> What to work on: Only the lines from the start of the data to the line containing "<telegraph-app></telegraph-app>", both included, should be output, exactly and without pictures.

> Raw data:
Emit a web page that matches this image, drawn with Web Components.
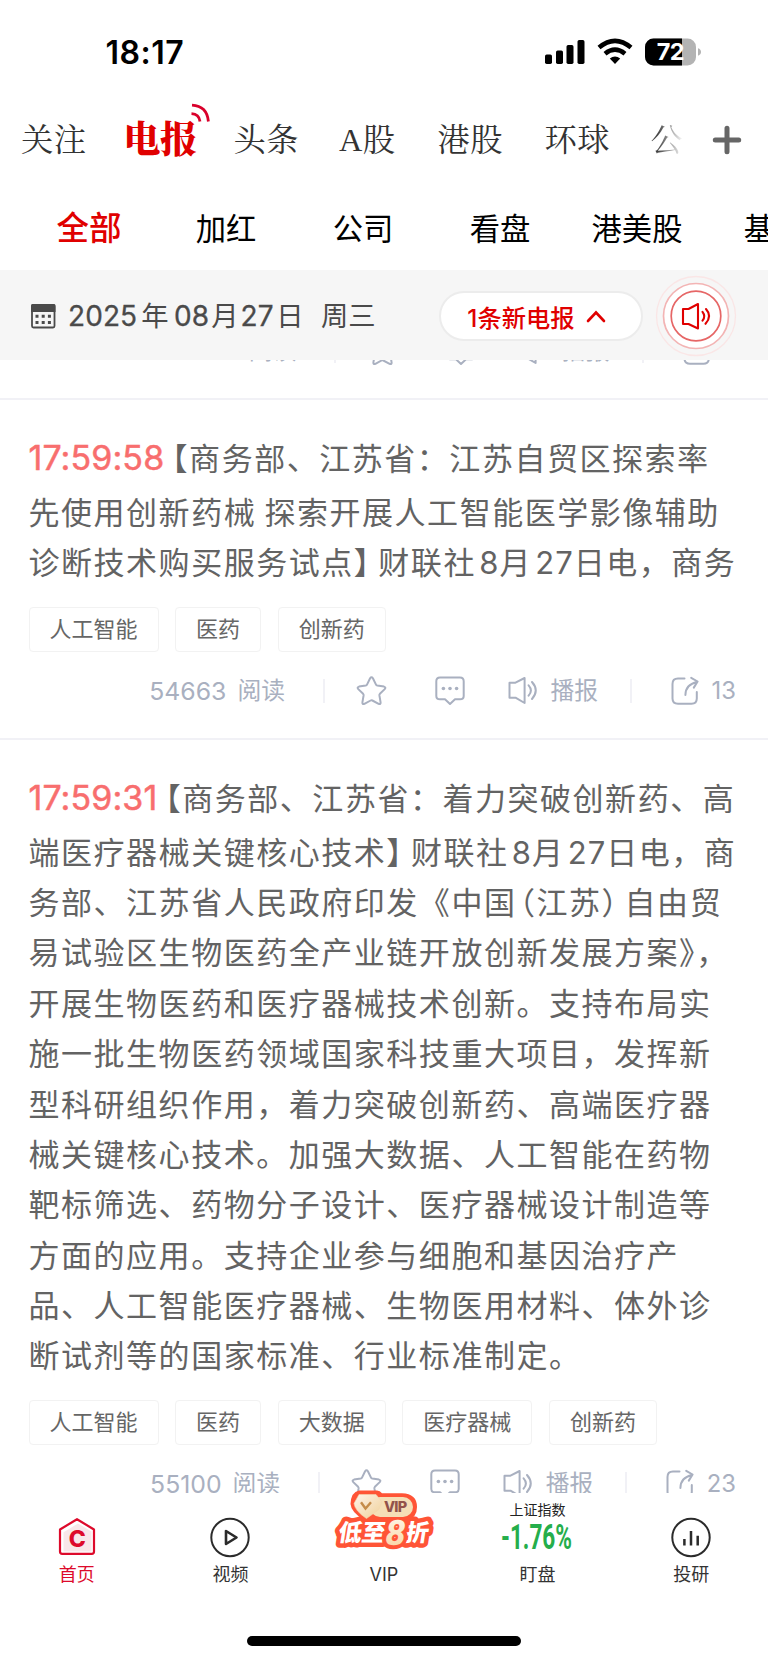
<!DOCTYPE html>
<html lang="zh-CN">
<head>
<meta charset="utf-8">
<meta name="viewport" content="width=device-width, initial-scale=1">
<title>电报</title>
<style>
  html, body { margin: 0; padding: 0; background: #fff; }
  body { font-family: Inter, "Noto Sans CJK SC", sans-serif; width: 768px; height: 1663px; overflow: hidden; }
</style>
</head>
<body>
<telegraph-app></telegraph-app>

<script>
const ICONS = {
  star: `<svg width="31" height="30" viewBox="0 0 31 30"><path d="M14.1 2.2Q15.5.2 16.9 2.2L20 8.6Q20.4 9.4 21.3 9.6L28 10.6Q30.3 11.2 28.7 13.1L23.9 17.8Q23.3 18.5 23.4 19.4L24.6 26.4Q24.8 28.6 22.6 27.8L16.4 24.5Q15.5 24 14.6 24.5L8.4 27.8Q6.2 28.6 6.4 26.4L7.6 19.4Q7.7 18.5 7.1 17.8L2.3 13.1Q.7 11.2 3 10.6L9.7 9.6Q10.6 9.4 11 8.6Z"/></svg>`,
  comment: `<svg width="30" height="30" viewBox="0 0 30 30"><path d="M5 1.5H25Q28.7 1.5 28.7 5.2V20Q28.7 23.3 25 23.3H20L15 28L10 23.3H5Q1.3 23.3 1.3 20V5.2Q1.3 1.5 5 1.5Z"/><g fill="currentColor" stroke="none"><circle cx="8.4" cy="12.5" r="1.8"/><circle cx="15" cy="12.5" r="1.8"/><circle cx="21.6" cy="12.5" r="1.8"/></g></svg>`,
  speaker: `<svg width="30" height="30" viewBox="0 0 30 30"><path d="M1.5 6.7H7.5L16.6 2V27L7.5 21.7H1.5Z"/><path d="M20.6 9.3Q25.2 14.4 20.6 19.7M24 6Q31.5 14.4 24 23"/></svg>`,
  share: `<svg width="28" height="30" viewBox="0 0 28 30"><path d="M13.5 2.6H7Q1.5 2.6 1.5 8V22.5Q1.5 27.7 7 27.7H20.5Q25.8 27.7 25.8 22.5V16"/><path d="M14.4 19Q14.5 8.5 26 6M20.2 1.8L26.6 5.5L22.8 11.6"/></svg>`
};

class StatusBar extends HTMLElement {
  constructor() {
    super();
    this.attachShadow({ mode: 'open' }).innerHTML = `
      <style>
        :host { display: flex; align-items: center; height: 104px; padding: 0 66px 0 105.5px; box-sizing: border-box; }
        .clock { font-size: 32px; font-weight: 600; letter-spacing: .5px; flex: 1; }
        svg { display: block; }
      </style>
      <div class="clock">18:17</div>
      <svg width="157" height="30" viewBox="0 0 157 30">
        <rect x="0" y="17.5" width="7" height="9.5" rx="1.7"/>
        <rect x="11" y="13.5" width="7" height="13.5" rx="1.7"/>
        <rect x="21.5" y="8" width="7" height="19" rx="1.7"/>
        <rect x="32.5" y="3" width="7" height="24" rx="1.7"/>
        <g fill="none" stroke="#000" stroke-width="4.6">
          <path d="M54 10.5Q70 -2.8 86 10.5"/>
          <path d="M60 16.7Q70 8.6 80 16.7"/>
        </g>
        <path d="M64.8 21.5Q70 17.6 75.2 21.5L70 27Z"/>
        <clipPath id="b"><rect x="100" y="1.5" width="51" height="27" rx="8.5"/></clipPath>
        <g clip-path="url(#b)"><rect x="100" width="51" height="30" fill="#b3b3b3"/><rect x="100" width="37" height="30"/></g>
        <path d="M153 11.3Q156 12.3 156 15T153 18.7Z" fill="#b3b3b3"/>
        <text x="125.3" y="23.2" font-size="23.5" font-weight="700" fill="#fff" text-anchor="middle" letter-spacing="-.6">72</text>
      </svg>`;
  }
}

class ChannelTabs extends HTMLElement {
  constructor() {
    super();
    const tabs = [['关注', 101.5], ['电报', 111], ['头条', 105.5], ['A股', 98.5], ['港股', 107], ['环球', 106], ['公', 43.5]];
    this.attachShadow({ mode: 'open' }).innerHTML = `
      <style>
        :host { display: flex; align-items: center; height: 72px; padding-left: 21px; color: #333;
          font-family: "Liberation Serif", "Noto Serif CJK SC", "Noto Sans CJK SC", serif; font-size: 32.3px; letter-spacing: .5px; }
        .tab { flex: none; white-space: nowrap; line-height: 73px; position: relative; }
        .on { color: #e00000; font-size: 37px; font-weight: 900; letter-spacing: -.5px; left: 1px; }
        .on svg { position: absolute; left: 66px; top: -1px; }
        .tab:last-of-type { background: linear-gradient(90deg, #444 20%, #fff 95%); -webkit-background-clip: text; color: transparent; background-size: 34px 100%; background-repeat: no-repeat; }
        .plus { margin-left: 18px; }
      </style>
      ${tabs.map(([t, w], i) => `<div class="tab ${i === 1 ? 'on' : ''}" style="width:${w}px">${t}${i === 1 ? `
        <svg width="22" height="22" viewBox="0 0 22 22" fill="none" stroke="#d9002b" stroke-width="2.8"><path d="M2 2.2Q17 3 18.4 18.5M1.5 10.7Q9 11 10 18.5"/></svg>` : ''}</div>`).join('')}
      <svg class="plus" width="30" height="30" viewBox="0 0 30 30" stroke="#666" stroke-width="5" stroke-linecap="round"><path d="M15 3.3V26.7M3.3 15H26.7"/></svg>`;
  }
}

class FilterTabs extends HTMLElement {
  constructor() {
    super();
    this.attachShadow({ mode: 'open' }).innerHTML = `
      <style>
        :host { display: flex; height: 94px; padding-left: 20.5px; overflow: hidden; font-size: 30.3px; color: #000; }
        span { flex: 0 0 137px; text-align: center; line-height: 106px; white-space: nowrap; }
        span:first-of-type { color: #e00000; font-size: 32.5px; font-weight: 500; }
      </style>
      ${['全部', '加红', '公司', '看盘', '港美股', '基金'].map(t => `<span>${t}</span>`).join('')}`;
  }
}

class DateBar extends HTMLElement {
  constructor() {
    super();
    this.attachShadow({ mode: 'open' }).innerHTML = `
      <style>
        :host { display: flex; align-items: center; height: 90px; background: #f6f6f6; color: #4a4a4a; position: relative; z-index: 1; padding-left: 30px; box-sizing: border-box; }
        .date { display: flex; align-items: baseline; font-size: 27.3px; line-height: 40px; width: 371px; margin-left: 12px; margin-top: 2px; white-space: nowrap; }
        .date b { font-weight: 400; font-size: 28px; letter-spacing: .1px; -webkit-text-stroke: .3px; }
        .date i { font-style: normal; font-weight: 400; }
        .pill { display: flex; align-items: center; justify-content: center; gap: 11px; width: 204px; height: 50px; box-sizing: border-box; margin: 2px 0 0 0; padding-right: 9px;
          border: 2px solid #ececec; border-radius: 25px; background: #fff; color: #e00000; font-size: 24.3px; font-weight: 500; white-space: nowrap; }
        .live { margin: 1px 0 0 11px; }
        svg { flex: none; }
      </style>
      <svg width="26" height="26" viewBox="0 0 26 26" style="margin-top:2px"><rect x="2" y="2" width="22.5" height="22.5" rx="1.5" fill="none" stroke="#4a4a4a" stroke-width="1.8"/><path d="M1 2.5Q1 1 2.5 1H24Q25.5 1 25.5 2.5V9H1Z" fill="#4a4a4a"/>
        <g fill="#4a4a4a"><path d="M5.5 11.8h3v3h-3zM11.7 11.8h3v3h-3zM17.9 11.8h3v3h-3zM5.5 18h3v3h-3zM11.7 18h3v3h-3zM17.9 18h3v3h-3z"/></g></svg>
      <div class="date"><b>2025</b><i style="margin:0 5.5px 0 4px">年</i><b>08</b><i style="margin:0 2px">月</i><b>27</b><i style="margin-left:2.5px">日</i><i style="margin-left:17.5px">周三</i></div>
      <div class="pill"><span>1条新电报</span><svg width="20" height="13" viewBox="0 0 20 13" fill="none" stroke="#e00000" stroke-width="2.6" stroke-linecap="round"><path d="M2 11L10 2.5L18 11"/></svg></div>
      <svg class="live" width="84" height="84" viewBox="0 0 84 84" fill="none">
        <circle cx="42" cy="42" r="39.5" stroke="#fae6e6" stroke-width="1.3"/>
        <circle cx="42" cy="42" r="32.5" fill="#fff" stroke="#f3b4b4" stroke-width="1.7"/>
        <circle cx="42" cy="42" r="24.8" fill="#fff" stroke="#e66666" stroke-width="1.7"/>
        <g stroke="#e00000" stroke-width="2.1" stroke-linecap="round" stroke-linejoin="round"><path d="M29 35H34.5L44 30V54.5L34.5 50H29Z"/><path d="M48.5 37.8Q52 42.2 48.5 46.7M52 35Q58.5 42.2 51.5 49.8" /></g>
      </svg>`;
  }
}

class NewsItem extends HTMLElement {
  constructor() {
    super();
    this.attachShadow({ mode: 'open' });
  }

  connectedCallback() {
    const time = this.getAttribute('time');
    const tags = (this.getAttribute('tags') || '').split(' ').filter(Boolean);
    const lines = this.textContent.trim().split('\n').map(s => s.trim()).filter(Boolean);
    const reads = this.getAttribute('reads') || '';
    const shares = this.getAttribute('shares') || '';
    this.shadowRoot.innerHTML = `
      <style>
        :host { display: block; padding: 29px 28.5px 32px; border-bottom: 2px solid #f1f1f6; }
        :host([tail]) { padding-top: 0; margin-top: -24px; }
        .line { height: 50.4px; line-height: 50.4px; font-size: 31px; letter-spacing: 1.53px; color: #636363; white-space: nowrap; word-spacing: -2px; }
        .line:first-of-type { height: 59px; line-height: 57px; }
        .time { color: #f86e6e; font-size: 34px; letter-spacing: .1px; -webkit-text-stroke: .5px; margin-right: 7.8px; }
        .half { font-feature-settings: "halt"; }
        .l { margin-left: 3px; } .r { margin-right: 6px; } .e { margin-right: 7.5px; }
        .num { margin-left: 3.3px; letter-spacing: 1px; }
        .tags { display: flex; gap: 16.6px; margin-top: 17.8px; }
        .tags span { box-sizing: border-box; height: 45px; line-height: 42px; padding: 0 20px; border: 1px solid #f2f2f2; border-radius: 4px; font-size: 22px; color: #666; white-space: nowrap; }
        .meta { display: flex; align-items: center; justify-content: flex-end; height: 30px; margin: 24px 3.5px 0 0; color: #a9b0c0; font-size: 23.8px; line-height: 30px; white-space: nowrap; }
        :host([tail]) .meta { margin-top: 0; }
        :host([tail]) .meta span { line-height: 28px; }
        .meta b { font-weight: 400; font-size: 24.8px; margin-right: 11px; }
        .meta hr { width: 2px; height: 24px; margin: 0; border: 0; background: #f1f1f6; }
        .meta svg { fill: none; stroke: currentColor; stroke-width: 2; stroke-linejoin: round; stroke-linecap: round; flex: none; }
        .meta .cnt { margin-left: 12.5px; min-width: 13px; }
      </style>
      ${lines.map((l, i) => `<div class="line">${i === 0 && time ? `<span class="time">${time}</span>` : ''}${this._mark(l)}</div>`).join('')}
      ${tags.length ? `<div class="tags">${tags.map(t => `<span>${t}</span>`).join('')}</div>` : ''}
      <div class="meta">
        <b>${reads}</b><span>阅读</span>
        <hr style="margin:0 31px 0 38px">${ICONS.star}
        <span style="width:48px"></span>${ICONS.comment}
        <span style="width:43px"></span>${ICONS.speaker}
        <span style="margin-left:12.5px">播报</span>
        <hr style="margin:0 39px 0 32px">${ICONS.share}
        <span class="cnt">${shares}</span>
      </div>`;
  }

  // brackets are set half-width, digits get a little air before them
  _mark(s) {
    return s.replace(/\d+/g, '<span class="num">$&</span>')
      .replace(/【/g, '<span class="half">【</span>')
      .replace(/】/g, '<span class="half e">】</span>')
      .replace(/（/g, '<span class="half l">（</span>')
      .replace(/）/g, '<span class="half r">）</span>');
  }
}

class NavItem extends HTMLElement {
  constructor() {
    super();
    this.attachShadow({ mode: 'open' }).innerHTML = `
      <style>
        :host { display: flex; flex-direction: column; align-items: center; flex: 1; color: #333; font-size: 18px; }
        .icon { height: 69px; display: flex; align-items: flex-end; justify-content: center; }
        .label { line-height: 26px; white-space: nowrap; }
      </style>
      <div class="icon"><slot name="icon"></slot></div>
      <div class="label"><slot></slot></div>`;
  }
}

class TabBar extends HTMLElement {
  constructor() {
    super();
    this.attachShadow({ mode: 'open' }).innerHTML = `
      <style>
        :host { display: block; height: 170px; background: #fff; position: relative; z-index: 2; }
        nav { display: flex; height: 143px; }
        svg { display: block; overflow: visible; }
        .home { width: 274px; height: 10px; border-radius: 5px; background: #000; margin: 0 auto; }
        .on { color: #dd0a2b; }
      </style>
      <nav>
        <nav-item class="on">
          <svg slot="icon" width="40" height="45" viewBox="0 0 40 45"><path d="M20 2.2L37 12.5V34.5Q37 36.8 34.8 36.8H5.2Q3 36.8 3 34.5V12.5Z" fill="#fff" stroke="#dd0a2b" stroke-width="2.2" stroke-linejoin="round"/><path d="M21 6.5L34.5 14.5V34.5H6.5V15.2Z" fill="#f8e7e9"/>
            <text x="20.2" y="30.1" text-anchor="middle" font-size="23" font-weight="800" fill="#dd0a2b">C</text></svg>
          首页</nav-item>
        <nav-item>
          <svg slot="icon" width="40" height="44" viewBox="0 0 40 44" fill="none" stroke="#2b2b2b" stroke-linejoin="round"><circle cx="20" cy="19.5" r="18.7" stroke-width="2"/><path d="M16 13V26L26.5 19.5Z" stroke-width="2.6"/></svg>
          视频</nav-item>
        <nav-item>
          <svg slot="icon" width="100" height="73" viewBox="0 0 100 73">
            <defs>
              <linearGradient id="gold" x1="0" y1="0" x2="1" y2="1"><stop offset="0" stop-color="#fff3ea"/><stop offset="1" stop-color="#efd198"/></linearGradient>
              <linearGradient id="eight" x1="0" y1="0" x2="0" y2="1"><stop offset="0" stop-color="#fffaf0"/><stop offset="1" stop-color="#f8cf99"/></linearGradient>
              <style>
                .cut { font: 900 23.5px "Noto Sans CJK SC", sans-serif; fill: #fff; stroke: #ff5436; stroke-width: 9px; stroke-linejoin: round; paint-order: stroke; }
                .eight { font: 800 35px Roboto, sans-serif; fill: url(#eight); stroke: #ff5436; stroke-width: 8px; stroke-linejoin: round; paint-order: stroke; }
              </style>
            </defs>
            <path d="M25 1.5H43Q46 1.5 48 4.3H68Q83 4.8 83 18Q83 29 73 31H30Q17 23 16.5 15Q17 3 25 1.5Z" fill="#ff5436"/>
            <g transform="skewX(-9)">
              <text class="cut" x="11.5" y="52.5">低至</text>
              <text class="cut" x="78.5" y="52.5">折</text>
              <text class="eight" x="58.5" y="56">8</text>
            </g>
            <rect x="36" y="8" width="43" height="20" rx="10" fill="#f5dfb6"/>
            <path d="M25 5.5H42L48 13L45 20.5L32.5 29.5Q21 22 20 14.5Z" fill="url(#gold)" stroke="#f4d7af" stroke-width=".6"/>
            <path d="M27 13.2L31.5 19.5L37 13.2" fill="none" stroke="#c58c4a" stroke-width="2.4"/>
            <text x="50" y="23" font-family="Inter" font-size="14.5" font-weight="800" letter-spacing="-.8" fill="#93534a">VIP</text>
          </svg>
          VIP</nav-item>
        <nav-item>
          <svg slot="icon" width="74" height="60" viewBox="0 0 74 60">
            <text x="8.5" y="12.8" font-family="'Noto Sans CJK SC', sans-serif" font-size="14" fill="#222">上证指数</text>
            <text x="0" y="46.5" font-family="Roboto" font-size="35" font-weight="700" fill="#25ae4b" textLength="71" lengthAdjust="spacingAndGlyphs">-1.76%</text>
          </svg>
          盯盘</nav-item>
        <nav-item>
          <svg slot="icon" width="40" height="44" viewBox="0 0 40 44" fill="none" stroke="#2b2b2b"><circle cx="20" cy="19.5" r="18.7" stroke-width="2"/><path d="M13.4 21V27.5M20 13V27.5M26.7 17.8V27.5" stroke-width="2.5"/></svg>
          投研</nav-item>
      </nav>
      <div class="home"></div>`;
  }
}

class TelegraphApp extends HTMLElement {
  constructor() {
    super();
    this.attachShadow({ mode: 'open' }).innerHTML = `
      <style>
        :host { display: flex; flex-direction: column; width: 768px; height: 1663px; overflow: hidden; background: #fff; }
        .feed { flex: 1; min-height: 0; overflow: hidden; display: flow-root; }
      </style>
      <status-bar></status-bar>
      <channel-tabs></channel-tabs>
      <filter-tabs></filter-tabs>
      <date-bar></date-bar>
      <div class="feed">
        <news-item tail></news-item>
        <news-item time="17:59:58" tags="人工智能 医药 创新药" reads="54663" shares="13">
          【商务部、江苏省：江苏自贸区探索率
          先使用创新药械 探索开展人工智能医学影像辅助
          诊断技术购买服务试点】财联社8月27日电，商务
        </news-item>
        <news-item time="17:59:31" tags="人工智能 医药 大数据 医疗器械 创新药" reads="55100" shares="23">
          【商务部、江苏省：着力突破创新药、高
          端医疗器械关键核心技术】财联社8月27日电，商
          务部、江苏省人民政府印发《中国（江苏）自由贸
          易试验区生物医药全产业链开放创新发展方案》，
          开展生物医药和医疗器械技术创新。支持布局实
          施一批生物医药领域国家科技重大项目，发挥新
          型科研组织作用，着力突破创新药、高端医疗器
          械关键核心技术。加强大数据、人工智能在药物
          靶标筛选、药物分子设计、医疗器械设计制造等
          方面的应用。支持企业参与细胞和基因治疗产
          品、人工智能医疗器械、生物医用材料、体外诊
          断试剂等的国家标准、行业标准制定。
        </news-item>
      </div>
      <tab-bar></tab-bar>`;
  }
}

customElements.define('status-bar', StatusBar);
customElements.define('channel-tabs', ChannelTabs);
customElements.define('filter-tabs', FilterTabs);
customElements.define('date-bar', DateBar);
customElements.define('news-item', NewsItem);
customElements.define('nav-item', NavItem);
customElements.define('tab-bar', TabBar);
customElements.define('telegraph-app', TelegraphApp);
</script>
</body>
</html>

> Task result:
Emit a web page that matches this image, drawn with Web Components.
<!DOCTYPE html>
<html lang="zh-CN">
<head>
<meta charset="utf-8">
<meta name="viewport" content="width=device-width, initial-scale=1">
<title>电报</title>
<style>
  html, body { margin: 0; padding: 0; background: #fff; }
  body { font-family: Inter, "Noto Sans CJK SC", sans-serif; width: 768px; height: 1663px; overflow: hidden; }
</style>
</head>
<body>
<telegraph-app></telegraph-app>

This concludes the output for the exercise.